Жернова. 1918–1953. Обреченность | страница 120
И пошел к двери.
– Ты, сука недорезанная, еще пожалеешь о своих словах! – кликушески вскрикнул Хрущев ему вслед, побагровев так, что даже шея стала красной, а редкие волосы на круглой голове его встали дыбом.
Когда дверь за Кузнецовым закрылась, Хрущев, все еще не успокоившийся, некоторое время пыхтел, сдерживая себя, однако обрывки фраз, точно пузыри на воде, все еще выскакивали из его полногубого рта:
– Обнаглели! Ишь! Они, суки, себе думают… а партия для них – так себе… А товарищ Сталин им доверял, а они… Это надо же так низко… Выродки! Проститутки!
Наконец в кабинете повисла тишина, которую никто не смел нарушить, не зная тех инструкций, которые дал Хрущеву Сталин.
– Налей-ка еще рюмочку, – попросил Никита Сергеевич Абакумова, оправдываясь: – Это ж какие нервы надо иметь с такими людьми… да… А товарищ Сталин столько сил…
Выпив коньяк, он с шумом выпустил воздух, спросил:
– А что там у тебя, Виктор Семенович, по делу о врачах? Почему не двигается? А по части еврейско-сионистского заговора на заводе имени товарища Сталина? И этого самого… антифашистского комитета? Ты, как говорится, слишком миндальничаешь со всякой сволочью, которая изнутри подрывает основы, строит всякие козни, так сказать, и даже готовит теракты против руководства партии и государства. Чтобы через три дня у меня на столе был полный отчет обо всех этих безобразиях. Я сам разберусь, кто и что, а там посмотрим. И не больше пяти страниц по каждому делу. Мне некогда читать ваши протоколы. Мне нужна суть. Товарищ Сталин не любит разглагольствований.
Глава 6
Никита Сергеевич Хрущев ехал в Кремль по вызову Сталина. От горкома партии до Кремля по улице Горького минут пятнадцать на своих двоих вразвалочку, но Никита Сергеевич пешком, тем более без особой нужды, ходить не любит. Да и некогда ему: дела, дела.

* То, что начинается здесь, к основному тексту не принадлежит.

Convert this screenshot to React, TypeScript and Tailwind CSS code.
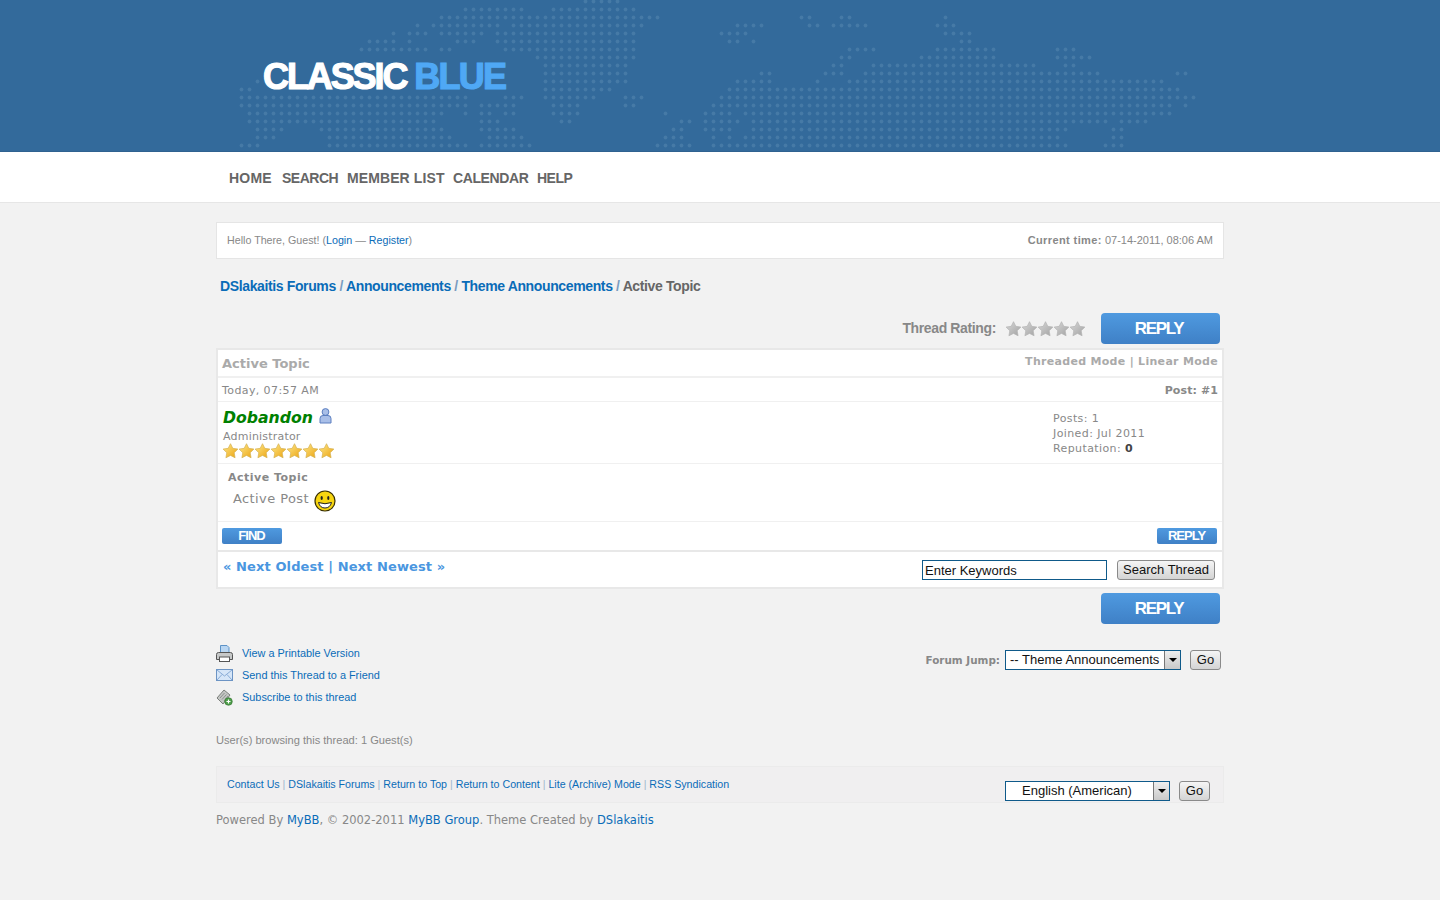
import React from "react";

// runs of map dots per row: [first column, last column]
const MAP_ROWS: number[][][] = [
  [[43, 47]],
  [[28, 35], [39, 49]],
  [[25, 52], [70, 71], [75, 76], [88, 88]],
  [[22, 22], [24, 32], [34, 50], [62, 65], [71, 72], [74, 78], [87, 89]],
  [[19, 19], [21, 23], [25, 30], [32, 49], [60, 63], [88, 91]],
  [[16, 19], [21, 21], [27, 29], [32, 49], [61, 62], [64, 64], [90, 91]],
  [[15, 23], [25, 26], [33, 49], [76, 79], [87, 94], [102, 104]],
  [[37, 49], [75, 76], [85, 94], [102, 106]],
  [[38, 48], [74, 75], [79, 99], [103, 104]],
  [[38, 48], [65, 66], [73, 75], [78, 107], [117, 118]],
  [[2, 2], [38, 48], [62, 66], [72, 72], [76, 115]],
  [[0, 1], [38, 46], [61, 117]],
  [[0, 28], [33, 35], [38, 44], [48, 50], [60, 119]],
  [[0, 28], [30, 34], [39, 42], [48, 49], [59, 116], [118, 118]],
  [[1, 25], [28, 28], [30, 31], [33, 34], [39, 42], [53, 53], [58, 61], [63, 116]],
  [[1, 24], [30, 32], [40, 41], [55, 56], [58, 62], [64, 108], [110, 113]],
  [[2, 5], [10, 25], [30, 34], [54, 55], [58, 61], [64, 103], [109, 110]],
  [[2, 4], [11, 26], [31, 35], [53, 55], [59, 59], [61, 61], [63, 102], [109, 110]],
  [[0, 2], [11, 28], [30, 36], [52, 56], [59, 103], [108, 110]],
];

function WorldMap() {
  const dots: React.ReactNode[] = [];
  MAP_ROWS.forEach((runs, r) => {
    runs.forEach(([from, to]) => {
      for (let k = from; k <= to; k++) {
        dots.push(<circle key={`${r}-${k}`} cx={241.5 + 8 * k} cy={1.5 + 8 * r} r={1.9} />);
      }
    });
  });
  return (
    <svg className="absolute left-0 top-0" width="1440" height="152" fill="#467aa6">
      {dots}
    </svg>
  );
}

const STAR =
  "M7.5 0.2 L9.79 4.84 L14.92 5.59 L11.21 9.21 L12.08 14.31 L7.5 11.9 L2.92 14.31 L3.79 9.21 L0.08 5.59 L5.21 4.84 Z";

function Stars({ count, id, from, to, line }: { count: number; id: string; from: string; to: string; line: string }) {
  return (
    <svg width={count * 16 + 1} height="16" viewBox={`0 0 ${count * 16 + 1} 16`}>
      <defs>
        <linearGradient id={id} x1="0" y1="0" x2="1" y2="1">
          <stop offset="0" stopColor={from} />
          <stop offset="1" stopColor={to} />
        </linearGradient>
      </defs>
      {Array.from({ length: count }).map((_, i) => (
        <path key={i} d={STAR} transform={`translate(${i * 16} 0.5)`} fill={`url(#${id})`} stroke={line} strokeWidth="0.7" />
      ))}
    </svg>
  );
}

function Smiley() {
  return (
    <svg width="22" height="22" viewBox="0 0 22 22">
      <circle cx="11" cy="11" r="10" fill="#f7d510" stroke="#3a3000" strokeWidth="1.2" />
      <ellipse cx="7.7" cy="8" rx="1.1" ry="1.9" fill="#222" />
      <ellipse cx="14.3" cy="8" rx="1.1" ry="1.9" fill="#222" />
      <path d="M4.5 12.5 Q11 15 17.5 12.5 Q16 18 11 18 Q6 18 4.5 12.5 Z" fill="#fff" stroke="#222" strokeWidth="1" />
    </svg>
  );
}

function UserIcon() {
  return (
    <svg width="13" height="16" viewBox="0 0 13 16">
      <circle cx="6.5" cy="4" r="3.4" fill="#a9bfe8" stroke="#5c7fc0" />
      <path d="M1 15 V10.5 Q1 7.5 4 7.5 H9 Q12 7.5 12 10.5 V15 Z" fill="#a9bfe8" stroke="#5c7fc0" />
    </svg>
  );
}

function PrinterIcon() {
  return (
    <svg width="17" height="17" viewBox="0 0 17 17">
      <path d="M4.5 0.5 H11 L13 2.5 V8 H4.5 Z" fill="#b9d6f2" stroke="#5d93c7" />
      <path d="M0.5 9.5 Q0.5 7.5 2.5 7.5 H14.5 Q16.5 7.5 16.5 9.5 V14.5 H0.5 Z" fill="#c6c8c8" stroke="#555" />
      <rect x="3.5" y="12" width="10" height="4.5" fill="#fff" stroke="#555" />
    </svg>
  );
}

function MailIcon() {
  return (
    <svg width="17" height="12" viewBox="0 0 17 12">
      <rect x="0.5" y="0.5" width="16" height="11" fill="#d6e6f8" stroke="#6c94c4" />
      <path d="M1 1 L8.5 7 L16 1 M1 11 L6 5.5 M16 11 L11 5.5" fill="none" stroke="#88abd6" />
    </svg>
  );
}

function SubscribeIcon() {
  return (
    <svg width="17" height="17" viewBox="0 0 17 17">
      <path d="M1 9 L8 1 L14 6 L7 15 Z" fill="#c3c5c3" stroke="#7b7f7b" />
      <path d="M4 9 L8.5 4 M6 10.5 L10.5 5.5 M8 12 L12 7" stroke="#8d918d" />
      <circle cx="12.5" cy="12.5" r="3.8" fill="#4e9e4a" stroke="#2f6f2c" strokeWidth="0.6" />
      <path d="M10.5 12.5 H14.5 M12.5 10.5 V14.5" stroke="#fff" strokeWidth="1.2" />
    </svg>
  );
}

function ReplyButton() {
  return (
    <a className="flex h-[31px] w-[119px] items-center justify-center rounded-[4px] bg-gradient-to-b from-[#4f9ae0] to-[#3f80c6] pr-[3px] font-['Liberation_Sans',sans-serif] text-[17px] font-bold tracking-[-1.3px] text-white">
      REPLY
    </a>
  );
}

function SmallButton({ label, width }: { label: string; width: string }) {
  return (
    <a className={`flex h-4 items-center justify-center rounded-[2px] bg-gradient-to-b from-[#4f9ae0] to-[#3f80c6] pr-[1px] font-['Liberation_Sans',sans-serif] text-[13px] font-bold tracking-[-1px] text-white ${width}`}>
      {label}
    </a>
  );
}

function GreyButton({ label, width, height }: { label: string; width: string; height: string }) {
  return (
    <button className={`flex items-center justify-center rounded-[3px] border border-[#8a8a8a] bg-gradient-to-b from-[#f5f5f5] to-[#d4d4d4] font-['Liberation_Sans',sans-serif] text-[13px] text-[#111] ${width} ${height}`}>
      {label}
    </button>
  );
}

function FakeSelect({ label, width, center }: { label: string; width: string; center?: boolean }) {
  return (
    <div className={`flex h-5 items-center whitespace-nowrap border border-[#0f5a8a] bg-white font-['Liberation_Sans',sans-serif] text-[13px] text-[#111] ${width}`}>
      <span className={center ? "flex-1 pl-4" : "flex-1 pl-1"}>{label}</span>
      <span className="flex h-full w-4 items-center justify-center border-l border-[#777] bg-gradient-to-b from-[#eee] to-[#c9c9c9]">
        <span className="h-0 w-0 border-x-4 border-t-4 border-x-transparent border-t-black" />
      </span>
    </div>
  );
}

const link = "text-[#0a6cb8]";

export default function App() {
  return (
    <div className="min-h-[900px] bg-[#f2f2f2] font-['Liberation_Sans',sans-serif] text-[#888]">
      <div className="relative h-[152px] overflow-hidden border-b border-[#2f6290] bg-[#336a9b]">
        <WorldMap />
        <div className="relative pl-[263px] pt-[54px] text-[36px] font-bold leading-[46px] tracking-[-2.1px] [-webkit-text-stroke:1.2px_currentColor]">
          <span className="text-white">CLASSIC</span>
          <span className="ml-[8px] tracking-[-1.8px] text-[#4fa8f5]">BLUE</span>
        </div>
      </div>

      <div className="flex h-[51px] items-center border-b border-[#e6e6e6] bg-white pl-[229px] pt-[2px] text-[14px] font-bold text-[#666]">
        <a className="w-[53px] tracking-[0.2px]">HOME</a>
        <a className="w-[65px] tracking-[-0.5px]">SEARCH</a>
        <a className="w-[106px] tracking-[0.1px]">MEMBER LIST</a>
        <a className="w-[84px] tracking-[-0.4px]">CALENDAR</a>
        <a className="tracking-[-0.5px]">HELP</a>
      </div>

      <div className="mx-auto w-[1008px]">
        <div className="mt-[19px] flex h-[37px] items-center justify-between border border-[#e5e5e5] bg-white px-[10px] text-[10.7px]">
          <span>
            Hello There, Guest! (<a className={link}>Login</a> — <a className={link}>Register</a>)
          </span>
          <span className="text-[11px]">
            <b className="tracking-[0.4px]">Current time:</b> 07-14-2011, 08:06 AM
          </span>
        </div>

        <div className="mt-[18px] pl-1 text-[14px] font-bold leading-[18px] tracking-[-0.37px] text-[#666]">
          <a className={link}>DSlakaitis Forums</a> <span className="text-[#7a9cc0]">/</span>{" "}
          <a className={link}>Announcements</a> <span className="text-[#7a9cc0]">/</span>{" "}
          <a className={link}>Theme Announcements</a> <span className="text-[#7a9cc0]">/</span> Active Topic
        </div>

        <div className="mt-[18px] flex h-[31px] items-center justify-end pr-1">
          <span className="text-[14px] font-bold tracking-[-0.37px] text-[#888]">Thread Rating:</span>
          <span className="ml-[10px] mr-[14px] flex">
            <Stars count={5} id="grey" from="#d8d8d8" to="#a2a2a2" line="#b5b5b5" />
          </span>
          <ReplyButton />
        </div>

        <div className="mt-1 border-2 border-[#e8e8e8] bg-white font-['DejaVu_Sans',sans-serif]">
          <div className="box-content flex h-[26px] items-center justify-between border-b-2 border-[#f0f0f0] px-1">
            <span className="pt-[1px] text-[13px] font-bold text-[#aaa]">Active Topic</span>
            <span className="-mt-[1px] text-[11px] font-bold tracking-[0.3px] text-[#aaa]">Threaded Mode | Linear Mode</span>
          </div>
          <div className="flex h-[24px] items-center justify-between border-b border-[#f0f0f0] px-1 pt-1 text-[11px]">
            <span className="tracking-[0.4px]">Today, 07:57 AM</span>
            <b className="tracking-[0.1px]">Post: #1</b>
          </div>
          <div className="flex h-[62px] justify-between border-b border-[#f0f0f0] pl-[5px]">
            <div className="pt-[2px]">
              <div className="flex h-[24px] items-center pt-1">
                <a className="text-[15.7px] font-bold italic text-[#008000]">Dobandon</a>
                <span className="-mt-[5px] ml-[6px]">
                  <UserIcon />
                </span>
              </div>
              <div className="pt-[1px] text-[11px] leading-[16px] tracking-[0.2px]">Administrator</div>
              <div className="-mt-[2px]">
                <Stars count={7} id="gold" from="#ffe98a" to="#eba20f" line="#d5b252" />
              </div>
            </div>
            <div className="w-[169px] pt-[9px] text-[11px] leading-[15px] tracking-[0.4px]">
              <div>Posts: 1</div>
              <div>Joined: Jul 2011</div>
              <div>
                Reputation: <b className="text-[#444]">0</b>
              </div>
            </div>
          </div>
          <div className="h-[58px] border-b border-[#f0f0f0] pl-[10px] pt-[6px]">
            <div className="text-[11px] font-bold leading-[16px] tracking-[0.5px]">Active Topic</div>
            <div className="mt-1 flex items-center pl-[5px] text-[13px]">
              <span className="-mt-[4px] tracking-[0.4px]">Active Post</span>
              <span className="ml-[5px]">
                <Smiley />
              </span>
            </div>
          </div>
          <div className="box-content flex h-[28px] items-center justify-between border-b-2 border-[#e8e8e8] pl-1 pr-[5px]">
            <SmallButton label="FIND" width="w-[60px]" />
            <SmallButton label="REPLY" width="w-[60px]" />
          </div>
          <div className="flex h-[35px] items-start justify-between pl-[5px] pr-[7px]">
            <span className="mt-[5px] text-[13px] font-bold tracking-[0.1px] text-[#4a96e0]">« Next Oldest | Next Newest »</span>
            <div className="mt-2 flex items-center gap-[10px]">
              <input
                readOnly
                value="Enter Keywords"
                className="h-5 w-[185px] border border-[#0f5a8a] bg-white pl-[2px] font-['Liberation_Sans',sans-serif] text-[13px] text-[#111] outline-none"
              />
              <GreyButton label="Search Thread" width="w-[98px]" height="h-5" />
            </div>
          </div>
        </div>

        <div className="mt-1 flex justify-end pr-1">
          <ReplyButton />
        </div>

        <div className="mt-[18px] flex justify-between">
          <div className="flex flex-col text-[10.9px] leading-[16px] text-[#0a6cb8]">
            <div className="flex h-[22px] items-center gap-[9px]">
              <PrinterIcon />
              <a>View a Printable Version</a>
            </div>
            <div className="flex h-[22px] items-center gap-[9px]">
              <span className="flex w-[17px] justify-center">
                <MailIcon />
              </span>
              <a>Send this Thread to a Friend</a>
            </div>
            <div className="flex h-[22px] items-center gap-[9px]">
              <SubscribeIcon />
              <a>Subscribe to this thread</a>
            </div>
          </div>
          <div className="mr-[3px] mt-2 flex h-[20px] items-center">
            <span className="mr-[5px] pt-[1px] font-['DejaVu_Sans',sans-serif] text-[10.4px] font-bold">Forum Jump:</span>
            <FakeSelect label="-- Theme Announcements" width="w-[176px]" />
            <span className="ml-[9px]">
              <GreyButton label="Go" width="w-[31px]" height="h-[20px]" />
            </span>
          </div>
        </div>

        <div className="mt-6 text-[11.1px] leading-[16px]">User(s) browsing this thread: 1 Guest(s)</div>

        <div className="mt-[18px] flex h-[37px] justify-between border border-[#ebebeb] bg-[#f0eff0] pl-[10px] pr-[13px]">
          <div className="flex items-center text-[10.65px] text-[#a0b8cc]">
            <a className={link}>Contact Us</a>&nbsp;|&nbsp;<a className={link}>DSlakaitis Forums</a>&nbsp;|&nbsp;
            <a className={link}>Return to Top</a>&nbsp;|&nbsp;<a className={link}>Return to Content</a>&nbsp;|&nbsp;
            <a className={link}>Lite (Archive) Mode</a>&nbsp;|&nbsp;<a className={link}>RSS Syndication</a>
          </div>
          <div className="flex items-start gap-[9px] pt-[14px]">
            <FakeSelect label="English (American)" width="w-[165px]" center />
            <GreyButton label="Go" width="w-[31px]" height="h-[20px]" />
          </div>
        </div>

        <div className="mt-[9px] font-['DejaVu_Sans',sans-serif] text-[11.5px] leading-[16px]">
          Powered By <a className={link}>MyBB</a>, © 2002-2011 <a className={link}>MyBB Group</a>. Theme Created by{" "}
          <a className={link}>DSlakaitis</a>
        </div>
      </div>
    </div>
  );
}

Черный бронированный автомобиль промчался по улице под вой сопровождавших его милицейских машин, напрямую пересек Манежную площадь, пронесся мимо Исторического музея, мимо Мавзолея Ленина, здесь милицейский эскорт отстал, и машина Хрущева въехала в узкие ворота Спасской башни Кремля.
На этом коротком пути все замирало или шарахалось в сторону, москвичи, привычные ко всему, провожали равнодушным взглядом несущиеся машины, приезжие раскрывали рты от удивления, спрашивали:
– Кто это поехал-то?
– Начальство, – отвечали им коротко.
– Поди, сам товарищ Сталин?
– Дере-евня!
Никите Сергеевичу глазеть по сторонам недосуг. Он не замечал ни весны, очистившей Москву от снега, ни раскрывшихся навстречу ей москвичей, ни флагов и бумажных цветов на столбах, говорящих о близком празднике. Откинувшись на заднее сидение, он привычно перебирал в уме последние сводки по городу и области, и все, что касалось курируемого им министерства госбезопасности, возглавляемого Абакумовым. Конечно, Сталин все данные по министерству получал непосредственно от министра, но что министр докладывал и что не докладывал Сталину, или мог не доложить, должен был знать Никита Сергеевич, а узнавал он о делах министерства от своего в нем человека, заместителя Абакумова генерала Серова. Пока нет оснований подозревать, что Серов снюхался с Абакумовым и по этой причине вешает Никите Сергеевичу на уши развесистую лапшу. Тем более что это совсем не в интересах самого Серова.